# Polarization of free electron in two dimensions

We consider the polarziation of free electron gas in 2D,

$$$\Pi_0(q, \Omega_n) =-S\int\frac{d^2 \vec k}{{(2\pi)}^2} \frac{n(\epsilon_{\vec{k}})-n(\epsilon_{\vec{k}+\vec{q}})}{i\Omega_n+\epsilon_{\vec{k}}-\epsilon_{\vec{k}+\vec{q}}}\\$$$

where $n(\vec k) = 1/(e^{\beta(\epsilon_{\vec k}-\mu)}+1)$, $\epsilon_{\vec k}=k^2/(2m)-\mu$, and $S$ is the spin factor.

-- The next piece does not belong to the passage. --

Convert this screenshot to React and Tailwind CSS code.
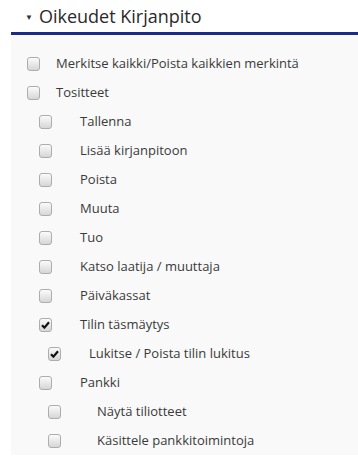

It is expressed as

$$$\Pi_0(q, \Omega_n)=-S\int_0^{\infty} \frac{mkdk}{2\pi^2} n(\epsilon_k) \int_{0}^{2\pi} d\theta \left[ \frac{1}{i2m\Omega_n-2kq \cos\theta-q^2}-\frac{1}{i2m\Omega_n-2kq\cos \theta+q^2}\right]$$$

## Static limit $\Omega_n=0$

For real $a,b$, the integral $\int_0^{2\pi}\frac{1}{a-b\cos \theta}=\frac{2\pi}{\sqrt{a^2-b^2}}$ and $\int_0^{2\pi}\frac{1}{a+b\cos \theta}=C\frac{2\pi}{\sqrt{a^2-b^2}}$ where $C=1$ for $a>b$ and $C=-1$ for $a<b$. Hence, we have

$$$\Pi_0(q, 0)= -S\int_0^{q/2}\frac{mkdk}{2\pi^2} n(\epsilon_k) \frac{4\pi}{\sqrt{q^4-4k^2q^2}}$$$

At zero temperature,

• for $q<2k_F$, $$$\Pi_0(q, 0)=-S\int_0^{q/2} \frac{m}{\pi q} \frac{dk^2}{\sqrt{q^2-4k^2}}=-\int_0^1\frac{mS}{4\pi}\frac{dx}{\sqrt{1-x}}=-\frac{mS}{2\pi} \,;$$$
• for $q>2k_F$, $$$\Pi_0(q, 0)=-S\int_0^{k_F} \frac{m}{\pi q} \frac{dk^2}{\sqrt{q^2-4k^2}}=-\int_0^{4k_F^2/q^2}\frac{mS}{4\pi}\frac{dx}{\sqrt{1-x}}=-\frac{mS}{2\pi}\left( 1-\sqrt{1-\frac{4k_F^2}{q^2}}\right) \,.$$$

## Zero temperature

$$$\Pi_0(q, \Omega_n)=-\frac{mS}{2\pi} \left[1-\frac{2k_F}{q}{\rm Re}\sqrt{\left(\frac{q}{2k_F}+ i \frac{m\Omega_n}{qk_F}\right)^2-1} \right] \,.$$$

For $q\to 0$ and $\Omega_n \neq 0$, $\Pi_0(q, \Omega_n) \to 0$.